3. (10 points) Plot a graph where the x axis corresponds to n and the y axis corresponds to execution time. Include in this plot all the execution times recorded for the two functions and for each of the values of n. Use some convention (e.g., color) to distinguish between the execution times of DisjointSetsVersion1 and DisjointSetsVersion2 in the plot. Describe any observations you can make about this plot. Do the growth of these curves match the asymptotic behavior of these functions described by your Big-O analysis above? Explain.
Submit your code on myWPI.

(70 points) Problem 2. Rank the following functions by order of growth. That is, find an arrangement f₁, f₂, ..., f₆ of the functions satisfying f₁ = Ω(f₂), f₂ = Ω(f₃), ..., f₅ = Ω(f₆). Partition your list into equivalent classes such that functions f(n) and g(n) are in the same class if and only if f(n) = Θ(g(n)).
aⁿ
n^a
a^{n^a}
log_a(n)
a^a*n
n^log_a(n)
where a is a constant greater than 1.
Provide a detailed, rigorous proof of each part of your solution.
(20 points) Problem 3. Find a function f(n) and a function g(n) such that f(n) ≠ O(g(n)), f(n) ≠ Ω(g(n)), and f(n) ≠ Θ(g(n)). Explain your answer in detail.
(15 points) Problem 4. Write a formal mathematical proof of the following property of Big-O.
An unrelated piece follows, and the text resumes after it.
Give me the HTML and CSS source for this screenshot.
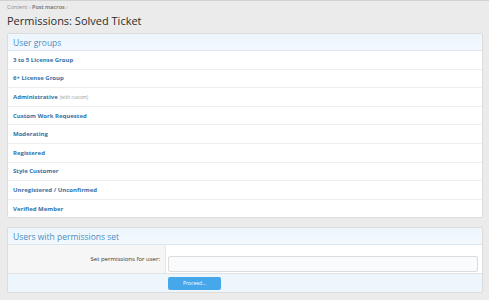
FILE: index.html
```html
<!DOCTYPE html>
<html lang="en">
<head>
    <meta charset="UTF-8">
    <title>Permissions: Solved Ticket</title>
    <link rel="stylesheet" href="styles.css">
</head>
<body>
    <div class="page">
        <div class="breadcrumbs">
            <a href="#">Content</a> <span class="sep">&rsaquo;</span>
            <a href="#" class="current">Post macros</a> <span class="sep">&rsaquo;</span>
        </div>
        <h1 class="title">Permissions: Solved Ticket</h1>

        <div class="block">
            <h2 class="block-header">User groups</h2>
            <ul class="group-list">
                <li><a href="#">3 to 5 License Group</a></li>
                <li><a href="#">6+ License Group</a></li>
                <li><a href="#">Administrative</a> <span class="hint">(with custom)</span></li>
                <li><a href="#">Custom Work Requested</a></li>
                <li><a href="#">Moderating</a></li>
                <li><a href="#">Registered</a></li>
                <li><a href="#">Style Customer</a></li>
                <li><a href="#">Unregistered / Unconfirmed</a></li>
                <li><a href="#">Verified Member</a></li>
            </ul>
        </div>

        <div class="block">
            <h2 class="block-header">Users with permissions set</h2>
            <div class="form-row">
                <label for="username" class="form-label">Set permissions for user:</label>
                <div class="form-input">
                    <input type="text" id="username">
                </div>
            </div>
            <div class="form-footer">
                <button>Proceed...</button>
            </div>
        </div>
    </div>
</body>
</html>
```

FILE: styles.css
```css
body {
    margin: 0;
    padding: 0;
    background: #ebebeb;
    border-top: 1px solid #d2d2d2;
    font-family: 'Open Sans', Arial, sans-serif;
    color: #333;
}
a {
    text-decoration: none;
}
.page {
    padding: 0 6px 0 7px;
}
.breadcrumbs {
    padding-top: 2px;
    height: 9px;
    font-size: 5.5px;
    line-height: 9px;
    color: #999;
}
.breadcrumbs a {
    color: #8e8e8e;
}
.breadcrumbs a.current {
    color: #6a6a6a;
    font-weight: 600;
}
.title {
    margin: 0;
    height: 21px;
    font-size: 11px;
    font-weight: 400;
    line-height: 17px;
    color: #2d2d2d;
}
.block {
    background: #fff;
    border: 1px solid #dcdcdc;
    border-radius: 2px;
    margin-bottom: 9px;
    overflow: hidden;
}
.block-header {
    margin: 0;
    height: 16px;
    padding: 0 5px;
    font-size: 8.5px;
    font-weight: 400;
    line-height: 17px;
    color: #4d8cc3;
    background: linear-gradient(to bottom, #edf6fd, #f3f9fe);
    border-bottom: 1px solid #dbe6ef;
}
.group-list {
    list-style: none;
    margin: 0;
    padding: 0;
}
.group-list li {
    height: 17.6px;
    padding: 0 5px;
    border-top: 1px solid #eeeeee;
    display: flex;
    align-items: center;
    font-size: 6px;
}
.group-list li:first-child {
    border-top: none;
}
.group-list a {
    color: #3572a7;
    font-weight: 700;
}
.hint {
    margin-left: 2px;
    font-size: 4.5px;
    color: #999;
}
.form-row {
    display: flex;
    height: 28px;
    border-bottom: 1px solid #e2e2e2;
}
.form-label {
    width: 152px;
    padding-right: 5px;
    background: #f6f6f6;
    border-right: 1px solid #e6e6e6;
    text-align: right;
    font-size: 6px;
    line-height: 28px;
    color: #333;
}
.form-input {
    flex: 1;
    padding: 6px 4px 0 2px;
}
.form-input input {
    box-sizing: border-box;
    width: 100%;
    height: 16px;
    border: 1px solid #dcdcdc;
    border-radius: 2px;
    background: #f9fbfd;
    margin: 0;
    padding: 0 4px;
}
.form-footer {
    height: 18px;
    padding: 3px 0 0 160px;
    background: #edf6fd;
    box-sizing: border-box;
}
.form-footer button {
    display: block;
    width: 53px;
    height: 13px;
    padding: 0;
    border: none;
    border-radius: 2px;
    background: #47a7eb;
    color: #fff;
    font-family: 'Open Sans', Arial, sans-serif;
    font-size: 5px;
    line-height: 13px;
    cursor: pointer;
}
```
Transitivity of Big-O: If f(n) = O(g(n)) and g(n) = O(h(n)) then f(n) = O(h(n)).
(25 points) Problem 5. Consider the following sorting methods: bubble sort, insertion sort, merge sort, and quick sort, as described and implemented in the online textbook Problem Solving with Algorithms and Data Structures by Brad Miller and David Ranum.
1. Read the description of each of these 4 sorting methods.
2. Include in a single Python program the code provided on the aforementioned webpage implementing each of these 4 sorting methods.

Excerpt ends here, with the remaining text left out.